Family Members like Hansel, visiting the shelter to see if and when his grandmother would be able allowed into her first floor unit to salvage what she can, including her wheelchair.

“We understand that it’s for our safety basically, but at the same time we are just calling for understanding and to see if there’s like a possibility to go inside some apartments that were not like specifically damaged by the fire and see if it’s possible to save at least the important documents there,” said Hansel.

Staffers from Miami-Dade County Commissioner Keon Hardeman’s office dropping of supplies for the displaced.

“In the bag we have blankets, water, water bottles, after a long day that they didn’t have covering or something warm,” said Mandy Brown with the commissioner’s office.

7News spoke to a man who lost everything in the fire.

“I need everything. I stink,” said the man. “All my clothes were in there. Lost. All my papers so I can get them replaced. Money. I got a cat that’s like a son to me. I’m worried because I can’t get in to find, I’m sure he’s dead but even if the fire didn’t kill him, two days of starvation.”

The man stayed the night at the shelter at Jose Marti Park.

“Lousy,” he said. “Not even a wash cloth to wipe your face. Cold. People talking all night long.”

The American Red Cross has also been activated to provide additional housing for the affected residents.

“We brought phone charges, water, juice, we’re going to give them some gift cards so they can by some things. We’re going to give them $100,” said District 1 Commissioner Miguel Angel Gabela.

Gabela said that his office secured 19 units.

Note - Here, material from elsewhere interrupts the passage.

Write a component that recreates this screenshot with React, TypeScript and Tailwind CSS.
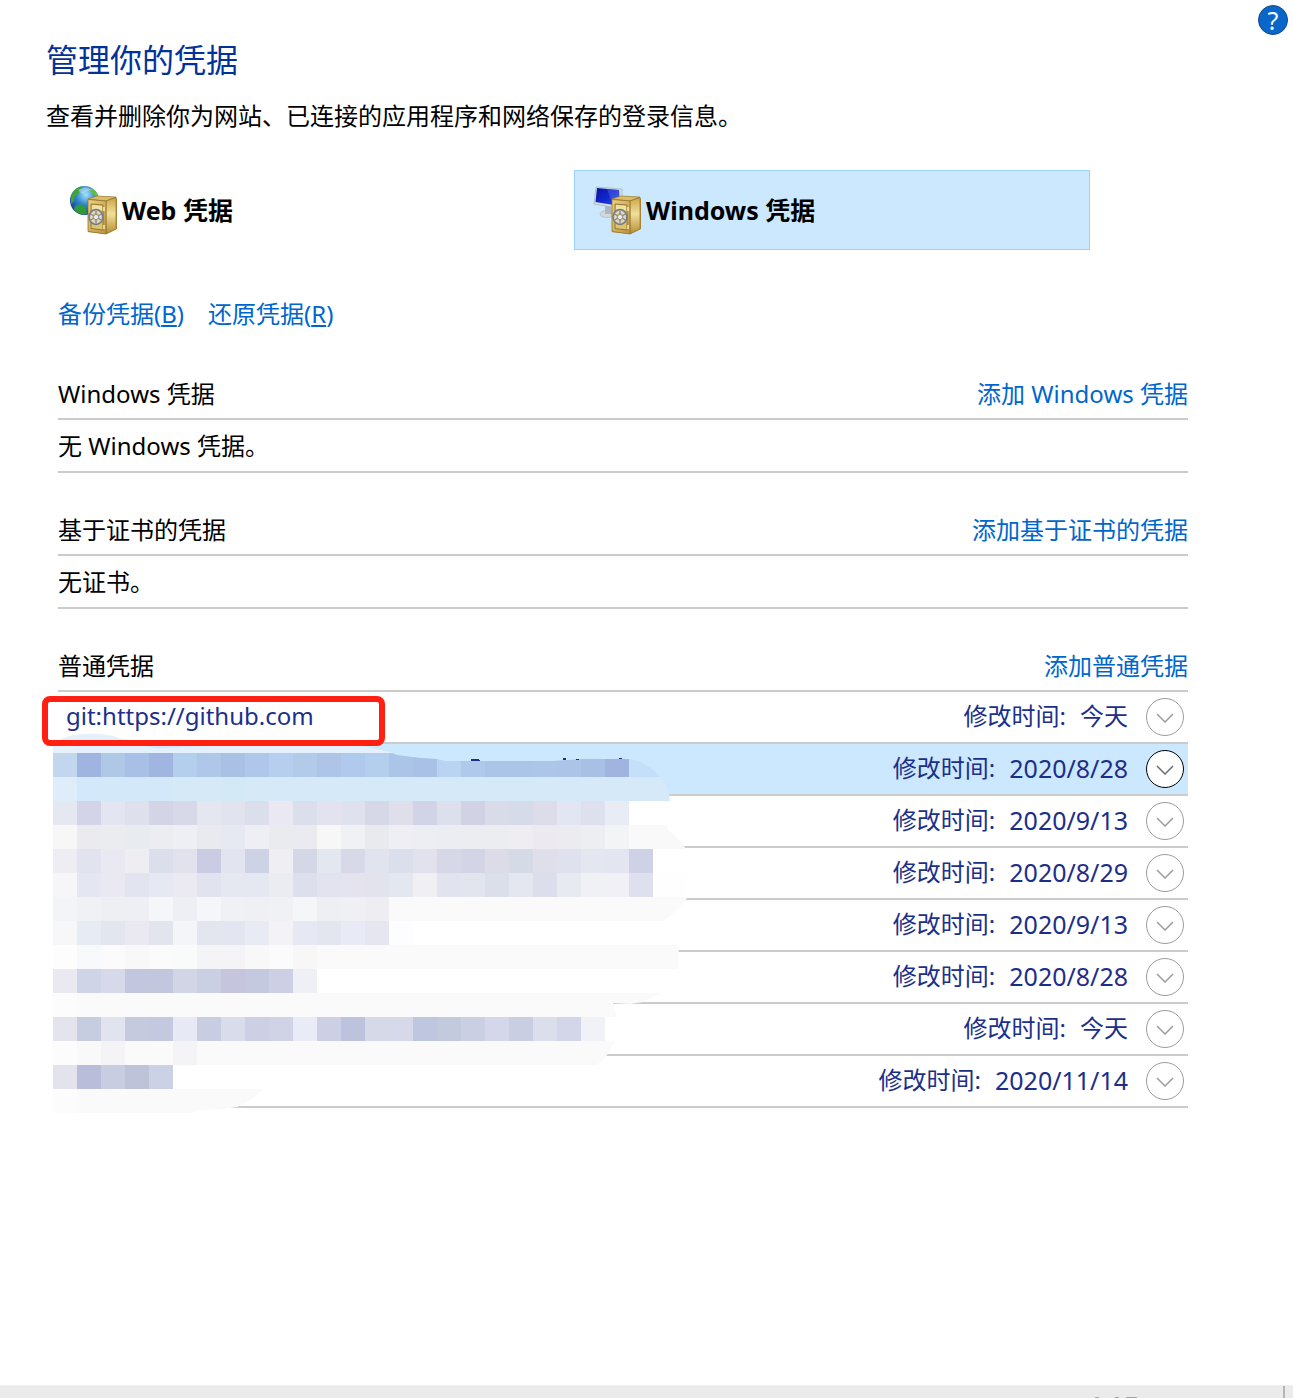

“I, through my office, have secured 19 units, permanent units, for their ability to stay there right after they get out of the hotel because today, there suppose to be going to a hotel that’s paid for by the property owner,” he said.

Mayor Francis Suarez also weighing in on the plan to provide housing.

“From here they’re gonna go to a hotel for the next two weeks and then since many of them are Section 8, we’re already having people from the community reach out saying that they have apartments available for Section 8 recipients, so the hope is in the next two weeks to be able to put them in permanent housing,” said Suarez.

The American Red Cross is assisting families with the basic necessities. City officials say there has been an outpouring support with donations of clothes and other items.